◆ **INSTRUCTIONS TO FOLLOW**: Repeat only what lies from the line with "Write the React, TypeScript" to the line with "Classic Windows 2000", those two lines included, exactly as it stands; omit any images.

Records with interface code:
* * * *

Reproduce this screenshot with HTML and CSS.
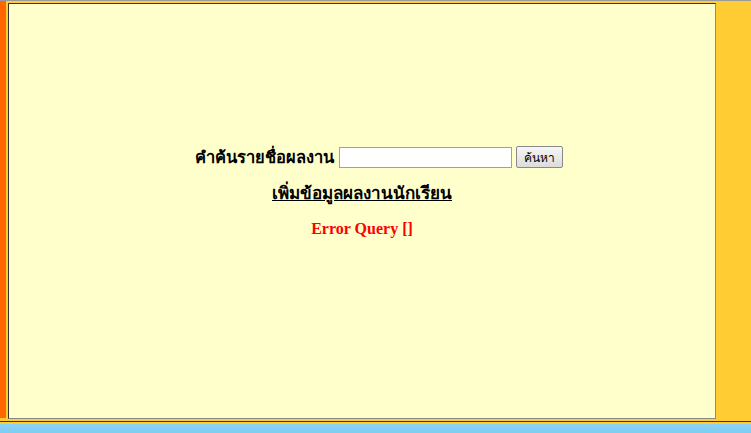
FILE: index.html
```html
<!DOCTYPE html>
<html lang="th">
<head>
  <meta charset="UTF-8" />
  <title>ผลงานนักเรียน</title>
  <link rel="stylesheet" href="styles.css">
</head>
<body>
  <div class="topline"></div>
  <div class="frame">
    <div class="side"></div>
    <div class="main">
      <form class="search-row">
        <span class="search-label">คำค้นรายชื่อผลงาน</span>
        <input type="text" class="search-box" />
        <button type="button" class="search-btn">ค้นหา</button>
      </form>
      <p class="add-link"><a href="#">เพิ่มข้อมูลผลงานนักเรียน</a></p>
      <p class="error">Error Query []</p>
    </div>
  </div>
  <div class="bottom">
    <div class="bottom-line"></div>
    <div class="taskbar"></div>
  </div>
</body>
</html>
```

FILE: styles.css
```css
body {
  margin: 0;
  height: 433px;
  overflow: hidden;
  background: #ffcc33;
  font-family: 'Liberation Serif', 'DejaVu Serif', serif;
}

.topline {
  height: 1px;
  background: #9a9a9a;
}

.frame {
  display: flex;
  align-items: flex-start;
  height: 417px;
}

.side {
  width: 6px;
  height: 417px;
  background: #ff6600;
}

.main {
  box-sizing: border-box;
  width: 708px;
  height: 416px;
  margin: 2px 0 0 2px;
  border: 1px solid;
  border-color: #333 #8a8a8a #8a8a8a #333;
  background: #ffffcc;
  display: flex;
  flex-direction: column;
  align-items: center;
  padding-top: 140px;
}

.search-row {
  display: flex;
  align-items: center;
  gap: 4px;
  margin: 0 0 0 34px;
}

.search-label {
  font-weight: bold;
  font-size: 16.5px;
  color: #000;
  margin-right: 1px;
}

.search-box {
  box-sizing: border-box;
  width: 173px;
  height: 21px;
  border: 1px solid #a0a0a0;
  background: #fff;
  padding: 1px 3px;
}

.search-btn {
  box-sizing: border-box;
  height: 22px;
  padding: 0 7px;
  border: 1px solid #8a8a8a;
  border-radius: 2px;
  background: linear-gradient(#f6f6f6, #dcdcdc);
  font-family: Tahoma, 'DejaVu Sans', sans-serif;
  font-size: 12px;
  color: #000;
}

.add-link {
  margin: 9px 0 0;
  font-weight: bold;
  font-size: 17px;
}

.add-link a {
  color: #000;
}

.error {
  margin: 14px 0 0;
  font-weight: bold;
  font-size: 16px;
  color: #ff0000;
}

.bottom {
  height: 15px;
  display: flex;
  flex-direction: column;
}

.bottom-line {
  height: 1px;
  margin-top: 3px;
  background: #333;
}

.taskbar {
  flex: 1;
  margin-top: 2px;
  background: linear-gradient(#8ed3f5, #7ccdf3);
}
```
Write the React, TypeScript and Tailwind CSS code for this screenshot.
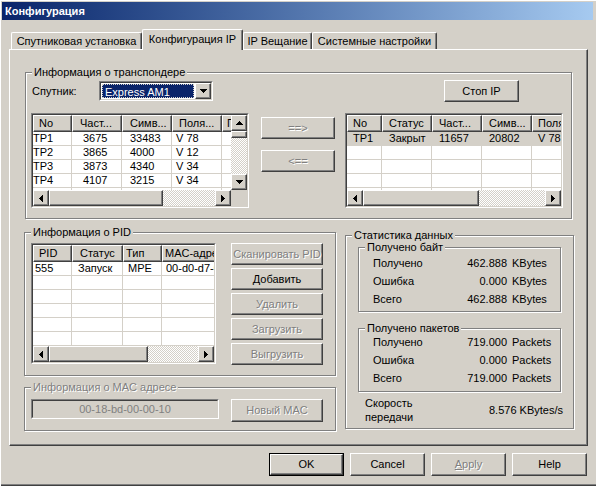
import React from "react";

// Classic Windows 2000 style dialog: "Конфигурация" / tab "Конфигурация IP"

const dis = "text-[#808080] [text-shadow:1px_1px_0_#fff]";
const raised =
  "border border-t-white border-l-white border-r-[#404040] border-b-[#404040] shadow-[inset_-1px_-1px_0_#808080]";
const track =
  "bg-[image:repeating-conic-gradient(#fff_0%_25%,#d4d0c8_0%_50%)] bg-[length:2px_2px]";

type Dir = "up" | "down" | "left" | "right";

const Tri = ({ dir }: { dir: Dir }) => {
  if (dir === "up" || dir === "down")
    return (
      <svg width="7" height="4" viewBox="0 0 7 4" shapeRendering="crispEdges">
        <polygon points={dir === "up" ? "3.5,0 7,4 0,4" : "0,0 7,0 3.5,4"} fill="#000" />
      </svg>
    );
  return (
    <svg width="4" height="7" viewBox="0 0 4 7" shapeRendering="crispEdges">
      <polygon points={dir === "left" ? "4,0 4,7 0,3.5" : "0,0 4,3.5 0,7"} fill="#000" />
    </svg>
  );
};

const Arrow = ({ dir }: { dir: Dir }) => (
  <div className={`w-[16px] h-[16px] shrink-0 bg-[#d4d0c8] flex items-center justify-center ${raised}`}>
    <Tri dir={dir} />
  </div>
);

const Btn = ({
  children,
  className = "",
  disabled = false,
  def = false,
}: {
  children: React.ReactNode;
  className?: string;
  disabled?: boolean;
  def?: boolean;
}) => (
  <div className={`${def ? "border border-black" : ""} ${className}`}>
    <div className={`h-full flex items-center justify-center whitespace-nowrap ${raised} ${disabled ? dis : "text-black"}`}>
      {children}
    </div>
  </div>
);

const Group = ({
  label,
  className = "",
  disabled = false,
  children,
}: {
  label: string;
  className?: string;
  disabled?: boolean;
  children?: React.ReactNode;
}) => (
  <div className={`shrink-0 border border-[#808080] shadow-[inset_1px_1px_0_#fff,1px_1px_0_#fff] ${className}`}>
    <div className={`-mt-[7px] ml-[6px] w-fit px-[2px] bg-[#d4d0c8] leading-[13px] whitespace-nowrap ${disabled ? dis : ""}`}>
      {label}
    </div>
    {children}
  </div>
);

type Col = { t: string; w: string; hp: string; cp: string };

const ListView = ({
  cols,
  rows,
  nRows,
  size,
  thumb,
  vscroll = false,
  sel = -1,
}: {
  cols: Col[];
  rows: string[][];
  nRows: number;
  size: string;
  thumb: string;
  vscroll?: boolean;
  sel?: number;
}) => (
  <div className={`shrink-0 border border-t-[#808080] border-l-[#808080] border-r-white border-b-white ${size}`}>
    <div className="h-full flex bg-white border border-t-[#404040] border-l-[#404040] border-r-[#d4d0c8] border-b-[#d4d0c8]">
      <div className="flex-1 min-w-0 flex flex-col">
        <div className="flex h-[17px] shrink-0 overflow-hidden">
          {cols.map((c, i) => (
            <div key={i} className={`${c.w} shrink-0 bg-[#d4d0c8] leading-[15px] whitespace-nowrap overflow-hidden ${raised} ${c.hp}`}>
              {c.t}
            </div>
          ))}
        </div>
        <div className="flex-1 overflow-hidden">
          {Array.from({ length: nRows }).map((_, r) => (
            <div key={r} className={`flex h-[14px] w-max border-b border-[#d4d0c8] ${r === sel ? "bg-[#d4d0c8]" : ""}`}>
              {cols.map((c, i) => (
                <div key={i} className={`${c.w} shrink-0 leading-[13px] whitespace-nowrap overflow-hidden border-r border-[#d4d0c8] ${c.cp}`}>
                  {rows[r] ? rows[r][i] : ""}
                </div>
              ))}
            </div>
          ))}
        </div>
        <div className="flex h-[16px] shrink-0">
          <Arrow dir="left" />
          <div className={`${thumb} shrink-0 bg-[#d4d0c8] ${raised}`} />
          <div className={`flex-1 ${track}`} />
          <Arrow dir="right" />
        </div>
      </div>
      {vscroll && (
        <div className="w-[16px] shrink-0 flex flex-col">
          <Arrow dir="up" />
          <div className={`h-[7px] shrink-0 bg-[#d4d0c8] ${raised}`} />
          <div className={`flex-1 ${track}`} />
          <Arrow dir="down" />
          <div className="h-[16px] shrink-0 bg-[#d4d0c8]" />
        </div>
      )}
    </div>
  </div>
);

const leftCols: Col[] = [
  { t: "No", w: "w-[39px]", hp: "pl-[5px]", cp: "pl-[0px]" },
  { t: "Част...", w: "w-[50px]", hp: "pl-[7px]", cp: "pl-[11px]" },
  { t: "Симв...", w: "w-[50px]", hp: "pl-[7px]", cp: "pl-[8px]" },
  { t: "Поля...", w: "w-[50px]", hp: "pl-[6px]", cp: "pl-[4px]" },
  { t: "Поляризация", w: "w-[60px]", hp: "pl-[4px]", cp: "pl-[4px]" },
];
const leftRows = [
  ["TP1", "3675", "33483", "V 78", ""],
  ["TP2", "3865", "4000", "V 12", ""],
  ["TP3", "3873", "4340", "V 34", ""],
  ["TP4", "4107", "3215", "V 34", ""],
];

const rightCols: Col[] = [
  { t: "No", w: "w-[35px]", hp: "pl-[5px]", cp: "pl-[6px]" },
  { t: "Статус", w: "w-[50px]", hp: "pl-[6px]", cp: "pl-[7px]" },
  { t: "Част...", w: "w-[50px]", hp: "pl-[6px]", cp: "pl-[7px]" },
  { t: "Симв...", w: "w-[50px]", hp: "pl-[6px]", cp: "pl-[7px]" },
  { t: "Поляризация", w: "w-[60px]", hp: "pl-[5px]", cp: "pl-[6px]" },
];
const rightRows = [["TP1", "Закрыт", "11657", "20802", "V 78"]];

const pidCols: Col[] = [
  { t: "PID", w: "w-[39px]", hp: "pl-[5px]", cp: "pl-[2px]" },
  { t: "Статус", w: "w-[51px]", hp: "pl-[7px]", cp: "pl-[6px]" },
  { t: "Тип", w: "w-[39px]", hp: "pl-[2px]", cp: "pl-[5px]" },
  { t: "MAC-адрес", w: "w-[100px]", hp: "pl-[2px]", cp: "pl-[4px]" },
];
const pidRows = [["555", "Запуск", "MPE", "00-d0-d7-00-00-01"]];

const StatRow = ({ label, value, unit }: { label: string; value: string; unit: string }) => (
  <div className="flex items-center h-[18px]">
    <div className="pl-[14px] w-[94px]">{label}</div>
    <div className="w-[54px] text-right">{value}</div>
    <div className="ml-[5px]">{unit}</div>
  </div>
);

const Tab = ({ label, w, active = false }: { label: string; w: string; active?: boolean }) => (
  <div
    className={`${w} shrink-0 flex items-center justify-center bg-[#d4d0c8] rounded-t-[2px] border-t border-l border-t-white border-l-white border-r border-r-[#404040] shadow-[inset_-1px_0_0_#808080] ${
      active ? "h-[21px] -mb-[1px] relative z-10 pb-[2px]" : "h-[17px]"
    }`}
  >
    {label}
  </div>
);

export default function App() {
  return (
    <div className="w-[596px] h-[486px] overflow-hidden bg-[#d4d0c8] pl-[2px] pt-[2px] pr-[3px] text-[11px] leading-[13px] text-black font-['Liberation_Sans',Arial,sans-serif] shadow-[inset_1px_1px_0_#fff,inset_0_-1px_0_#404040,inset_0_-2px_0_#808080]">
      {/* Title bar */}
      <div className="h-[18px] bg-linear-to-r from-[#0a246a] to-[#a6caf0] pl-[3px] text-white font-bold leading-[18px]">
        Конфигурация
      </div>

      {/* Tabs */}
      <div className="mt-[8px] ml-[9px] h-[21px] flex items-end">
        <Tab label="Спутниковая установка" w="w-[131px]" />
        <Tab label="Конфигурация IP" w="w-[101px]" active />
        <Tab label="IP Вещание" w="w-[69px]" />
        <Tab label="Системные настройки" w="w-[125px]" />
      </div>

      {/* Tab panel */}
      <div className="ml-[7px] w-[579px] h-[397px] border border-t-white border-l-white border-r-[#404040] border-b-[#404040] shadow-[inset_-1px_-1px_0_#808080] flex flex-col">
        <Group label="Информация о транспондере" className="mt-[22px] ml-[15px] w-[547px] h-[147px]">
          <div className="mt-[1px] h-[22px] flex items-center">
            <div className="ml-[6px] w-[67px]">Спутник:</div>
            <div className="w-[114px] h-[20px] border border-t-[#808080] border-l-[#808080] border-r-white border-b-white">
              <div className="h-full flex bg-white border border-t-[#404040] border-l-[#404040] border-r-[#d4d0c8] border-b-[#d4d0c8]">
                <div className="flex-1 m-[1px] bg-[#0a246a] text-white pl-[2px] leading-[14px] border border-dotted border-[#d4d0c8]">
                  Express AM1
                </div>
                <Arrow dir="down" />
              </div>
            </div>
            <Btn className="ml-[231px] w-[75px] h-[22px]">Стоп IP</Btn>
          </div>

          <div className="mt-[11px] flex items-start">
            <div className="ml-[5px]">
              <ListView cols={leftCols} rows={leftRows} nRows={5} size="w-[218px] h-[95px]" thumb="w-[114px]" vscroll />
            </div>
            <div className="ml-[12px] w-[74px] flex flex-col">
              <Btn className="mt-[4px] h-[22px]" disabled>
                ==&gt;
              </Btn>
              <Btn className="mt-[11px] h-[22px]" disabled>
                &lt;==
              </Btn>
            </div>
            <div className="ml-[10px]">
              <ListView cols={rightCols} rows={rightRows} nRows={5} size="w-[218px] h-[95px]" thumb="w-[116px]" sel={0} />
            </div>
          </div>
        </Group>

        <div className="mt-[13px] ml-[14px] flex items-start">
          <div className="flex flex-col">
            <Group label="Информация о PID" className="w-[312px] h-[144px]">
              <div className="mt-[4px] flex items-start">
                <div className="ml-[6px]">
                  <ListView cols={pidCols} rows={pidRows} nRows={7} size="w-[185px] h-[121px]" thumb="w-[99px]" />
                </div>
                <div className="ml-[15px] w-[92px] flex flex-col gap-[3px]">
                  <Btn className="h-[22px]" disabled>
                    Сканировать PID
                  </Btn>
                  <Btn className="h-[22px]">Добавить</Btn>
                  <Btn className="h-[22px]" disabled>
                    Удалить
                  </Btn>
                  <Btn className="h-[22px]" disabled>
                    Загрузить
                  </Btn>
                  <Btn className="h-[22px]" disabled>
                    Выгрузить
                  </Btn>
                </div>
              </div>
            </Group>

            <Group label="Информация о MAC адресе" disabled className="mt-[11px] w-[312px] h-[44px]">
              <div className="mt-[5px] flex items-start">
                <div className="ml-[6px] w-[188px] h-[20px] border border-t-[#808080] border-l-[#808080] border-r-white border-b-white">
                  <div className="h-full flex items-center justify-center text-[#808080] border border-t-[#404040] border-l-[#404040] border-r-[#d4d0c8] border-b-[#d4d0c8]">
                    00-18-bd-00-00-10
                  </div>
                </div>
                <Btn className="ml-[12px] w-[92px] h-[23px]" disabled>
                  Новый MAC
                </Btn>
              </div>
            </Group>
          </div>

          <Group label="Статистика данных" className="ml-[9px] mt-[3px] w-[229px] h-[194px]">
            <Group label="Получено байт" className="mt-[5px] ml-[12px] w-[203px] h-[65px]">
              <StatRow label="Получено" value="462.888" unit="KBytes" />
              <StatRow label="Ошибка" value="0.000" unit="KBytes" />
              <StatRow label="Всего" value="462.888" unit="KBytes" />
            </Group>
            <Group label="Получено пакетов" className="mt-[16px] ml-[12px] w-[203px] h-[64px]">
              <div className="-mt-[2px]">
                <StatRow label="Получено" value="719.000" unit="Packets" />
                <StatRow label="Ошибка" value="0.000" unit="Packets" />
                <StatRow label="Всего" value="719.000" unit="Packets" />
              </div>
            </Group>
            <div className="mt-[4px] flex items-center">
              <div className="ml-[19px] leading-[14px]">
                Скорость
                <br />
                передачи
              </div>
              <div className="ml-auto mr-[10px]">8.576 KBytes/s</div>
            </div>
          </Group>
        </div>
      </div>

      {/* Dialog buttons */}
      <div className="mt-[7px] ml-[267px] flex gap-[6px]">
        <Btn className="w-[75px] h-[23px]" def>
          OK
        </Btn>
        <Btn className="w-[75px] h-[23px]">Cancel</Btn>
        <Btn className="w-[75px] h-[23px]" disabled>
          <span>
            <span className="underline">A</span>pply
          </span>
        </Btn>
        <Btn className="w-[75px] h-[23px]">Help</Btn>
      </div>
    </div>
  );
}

* * * *

◆ **ANSWER TO THIS PROBLEM**:
Write the React, TypeScript and Tailwind CSS code for this screenshot.
import React from "react";

// Classic Windows 2000 style dialog: "Конфигурация" / tab "Конфигурация IP"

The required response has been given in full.